#### Source material
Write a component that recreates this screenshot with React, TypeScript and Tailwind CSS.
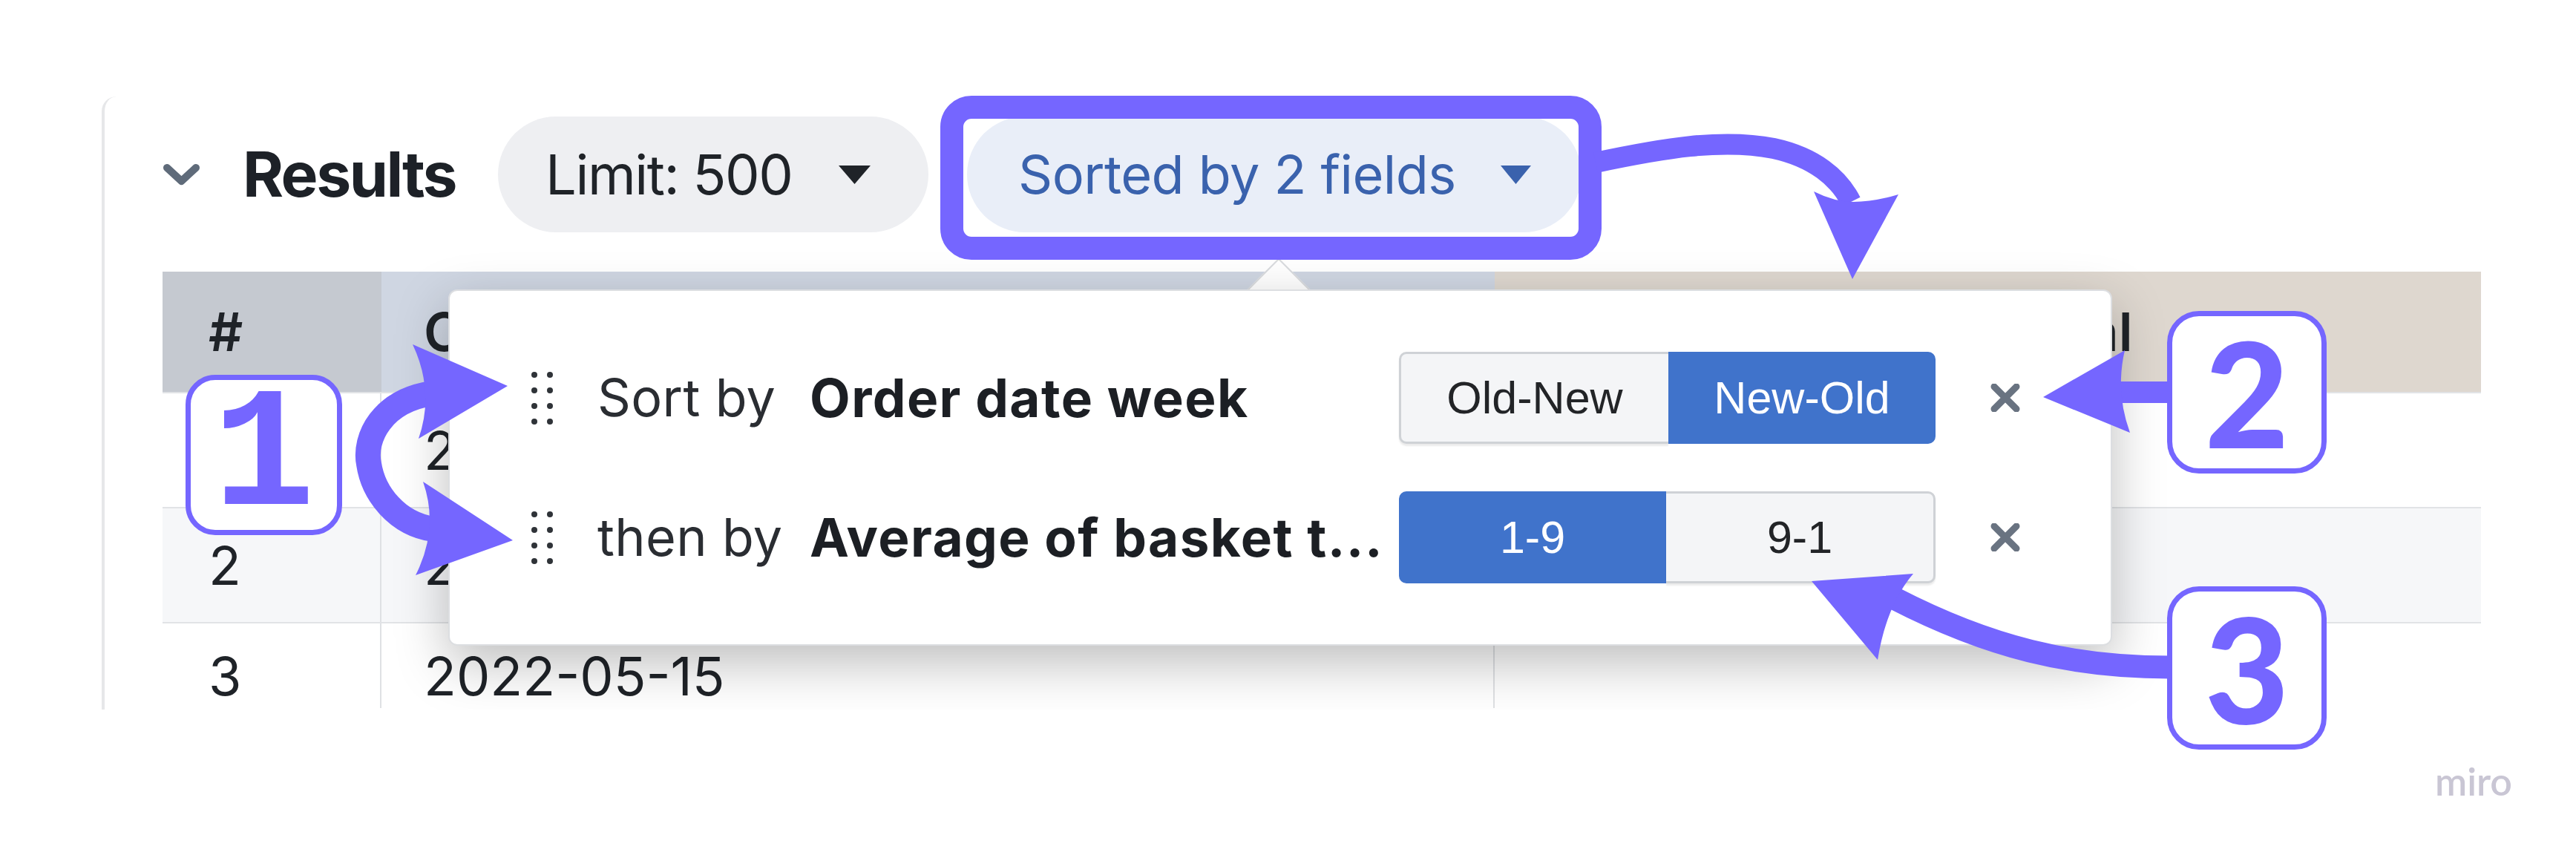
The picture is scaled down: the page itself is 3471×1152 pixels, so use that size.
import React from "react";

const PURPLE = "#7566FF";

function Tri({ color, w, h }: { color: string; w: number; h: number }) {
  return (
    <svg width={w} height={h} viewBox={`0 0 ${w} ${h}`} className="shrink-0">
      <polygon points={`0,0 ${w},0 ${w / 2},${h}`} fill={color} />
    </svg>
  );
}

function Handle() {
  return (
    <div className="grid grid-cols-2 gap-x-[13px] gap-y-[13px] w-[29px] shrink-0">
      {Array.from({ length: 8 }).map((_, i) => (
        <div key={i} className="w-[8px] h-[8px] rounded-full bg-[#2f3338]" />
      ))}
    </div>
  );
}

function CloseX() {
  return (
    <svg width="42" height="38" viewBox="0 0 42 38" className="shrink-0">
      <path d="M6 4 L36 34 M36 4 L6 34" stroke="#697381" strokeWidth="9" strokeLinecap="round" />
    </svg>
  );
}

function Seg({ left, right, activeLeft }: { left: string; right: string; activeLeft: boolean }) {
  const on = "bg-[#4073cb] text-white";
  const off = "bg-[#f4f5f7] text-[#222427] border-[3px] border-[#cfd2d6] shadow-[0_3px_2px_rgba(0,0,0,0.08)]";
  return (
    <div className="flex h-[124px] w-[723px] shrink-0 font-['Liberation_Sans',Arial,sans-serif] text-[61px] leading-none">
      <div
        className={`flex-1 flex items-center justify-center rounded-l-[10px] ${
          activeLeft ? on : off + " border-r-0"
        }`}
      >
        {left}
      </div>
      <div
        className={`flex-1 flex items-center justify-center rounded-r-[10px] ${
          activeLeft ? off + " border-l-0" : on
        }`}
      >
        {right}
      </div>
    </div>
  );
}

function SortRow({
  label,
  field,
  left,
  right,
  activeLeft,
}: {
  label: string;
  field: string;
  left: string;
  right: string;
  activeLeft: boolean;
}) {
  return (
    <div className="flex items-center h-[124px]">
      <div className="ml-[110px]">
        <Handle />
      </div>
      <div className="ml-[60px] w-[286px] shrink-0 text-[70px] leading-none text-[#2a2d32] tracking-[0.005em]">{label}</div>
      <div className="w-[794px] shrink-0 text-[71px] leading-none font-bold text-[#1c1f24] whitespace-nowrap tracking-[0.02em]">
        {field}
      </div>
      <Seg left={left} right={right} activeLeft={activeLeft} />
      <div className="ml-[73px]">
        <CloseX />
      </div>
    </div>
  );
}

export default function App() {
  return (
    <div className="relative w-[3471px] h-[1152px] bg-white overflow-hidden font-['Inter',sans-serif] text-[#1f2328]">
      {/* Screenshot panel */}
      <div className="relative ml-[137px] mt-[130px] w-[3206px] h-[826px] overflow-hidden border-l-[4px] border-[#e6e7e9] rounded-tl-[20px] bg-white">
        {/* Header */}
        <div className="flex items-center h-[156px] mt-[27px] pl-[78px]">
          <svg width="51" height="30" viewBox="0 0 51 30" className="shrink-0">
            <polyline points="6,6 25.5,24 45,6" fill="none" stroke="#5f6b7a" strokeWidth="10" strokeLinecap="round" strokeLinejoin="round" />
          </svg>
          <div className="ml-[57px] text-[84px] leading-none font-bold tracking-[-0.03em] text-[#1d2127]">Results</div>
          <div className="ml-[57px] flex items-center h-[156px] w-[580px] rounded-full bg-[#eeeff2] pl-[64px]">
            <span className="text-[74px] leading-none text-[#1f2328] tracking-[-0.02em]">Limit: 500</span>
            <div className="ml-auto mr-[78px]">
              <Tri color="#1f2328" w={43} h={25} />
            </div>
          </div>
          <div className="ml-[52px] flex items-center h-[156px] w-[828px] rounded-full bg-[#e9eef8] pl-[69px]">
            <span className="text-[72px] leading-none text-[#3a62ad] tracking-[-0.008em]">Sorted by 2 fields</span>
            <div className="ml-auto mr-[68px]">
              <Tri color="#3a62ad" w={41} h={25} />
            </div>
          </div>
        </div>

        {/* Table */}
        <div className="mt-[53px] ml-[78px] w-[3124px] text-[72px] leading-none">
          <div className="flex h-[162px] font-semibold">
            <div className="w-[295px] bg-[#c5c9d0] flex items-center pl-[62px]">#</div>
            <div className="w-[1500px] bg-[#cfd6e2] flex items-center pl-[57px] whitespace-nowrap">Order date week</div>
            <div className="flex-1 bg-[#ded7cf] flex items-center pl-[57px] whitespace-nowrap">Average of basket total</div>
          </div>
          <div className="flex h-[155px] border-t-2 border-[#e1e3e6] bg-white">
            <div className="w-[295px] border-r-2 border-[#dfe1e4]" />
            <div className="w-[1500px] flex items-center pl-[57px] border-r-2 border-[#dfe1e4]">2022-05-29</div>
            <div className="flex-1" />
          </div>
          <div className="flex h-[155px] border-t-2 border-[#e1e3e6] bg-[#f6f7f9]">
            <div className="w-[295px] flex items-center pl-[62px] border-r-2 border-[#dfe1e4]">2</div>
            <div className="w-[1500px] flex items-center pl-[57px] border-r-2 border-[#dfe1e4]">2022-05-22</div>
            <div className="flex-1" />
          </div>
          <div className="flex h-[116px] border-t-2 border-[#e1e3e6] bg-white">
            <div className="w-[295px] flex items-start pt-[35px] pl-[62px] border-r-2 border-[#dfe1e4]">3</div>
            <div className="w-[1500px] flex items-start pt-[35px] pl-[57px] border-r-2 border-[#dfe1e4]">2022-05-15</div>
            <div className="flex-1" />
          </div>
        </div>

        {/* Popover */}
        <div className="absolute left-[463px] top-[260px] w-[2242px] h-[480px]">
          <div className="absolute left-[1089px] top-[-30px] w-[60px] h-[60px] rotate-45 bg-white border-t-2 border-l-2 border-[#d9dbde]" />
          <div className="relative w-full h-full bg-white rounded-[12px] border-2 border-[#dcdee1] shadow-[0_24px_70px_rgba(0,0,0,0.26)] flex flex-col pt-[82px] gap-[64px]">
            <SortRow label="Sort by" field="Order date week" left="Old-New" right="New-Old" activeLeft={false} />
            <SortRow label="then by" field="Average of basket t..." left="1-9" right="9-1" activeLeft={true} />
          </div>
        </div>
      </div>

      {/* Highlight box around Sorted pill */}
      <div className="absolute left-[1267px] top-[129px] w-[891px] h-[221px] rounded-[42px] border-[31px] border-[#7566FF]" />

      {/* Arrows */}
      <svg className="absolute left-0 top-0 pointer-events-none" width="3471" height="1152" viewBox="0 0 3471 1152">
        {/* big arrow from sorted box */}
        <path d="M2150 219 C2240 200 2320 186 2390 200 C2445 212 2478 240 2494 272" fill="none" stroke={PURPLE} strokeWidth="28" />
        <path d="M2444 258 Q2472 272 2497 272 Q2525 272 2558 262 L2496 376 Z" fill={PURPLE} />
        {/* arrow 2 */}
        <path d="M2850 528.5 L2924 528.5" stroke={PURPLE} strokeWidth="29" />
        <path d="M2753 535 L2863 472 Q2850 528 2870 583 Z" fill={PURPLE} />
        {/* arrow 3 */}
        <path d="M2924 899 C2790 899 2680 872 2552 806" fill="none" stroke={PURPLE} strokeWidth="31" />
        <path d="M2441 783 L2578 773 Q2542 815 2530 889 Z" fill={PURPLE} />
        {/* arrow 1 (C-shape double) */}
        <path d="M582 530 C515 540 490 590 497 625 C503 665 535 706 584 713" fill="none" stroke={PURPLE} strokeWidth="34" />
        <path d="M684 520 L556 464 Q586 528 564 591 Z" fill={PURPLE} />
        <path d="M691 728 L570 649 Q592 712 560 775 Z" fill={PURPLE} />
      </svg>

      {/* Number boxes */}
      <div className="absolute left-[250px] top-[505px] w-[211px] h-[216px] rounded-[40px] border-[7px] border-[#7566FF] bg-white flex items-center justify-center">
        <span className="font-['Liberation_Mono',monospace] font-bold text-[230px] leading-[160px] text-[#7566FF] mt-[10px]">1</span>
      </div>
      <div className="absolute left-[2920px] top-[419px] w-[215px] h-[219px] rounded-[43px] border-[7px] border-[#7566FF] bg-white flex items-center justify-center">
        <span className="font-['Lato',sans-serif] font-black text-[196px] leading-[160px] text-[#7566FF]">2</span>
      </div>
      <div className="absolute left-[2920px] top-[790px] w-[215px] h-[220px] rounded-[43px] border-[7px] border-[#7566FF] bg-white flex items-center justify-center">
        <span className="font-['Lato',sans-serif] font-black text-[196px] leading-[160px] text-[#7566FF]">3</span>
      </div>

      {/* watermark */}
      <div className="absolute left-[3281px] top-[1026px] font-['Lato',sans-serif] font-semibold text-[52px] leading-none text-[#c9c6d4]">miro</div>
    </div>
  );
}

#### Task description
Which lines hold the string "React"? Copy all of them from the data above.

#### Answer below
Write a component that recreates this screenshot with React, TypeScript and Tailwind CSS.
import React from "react";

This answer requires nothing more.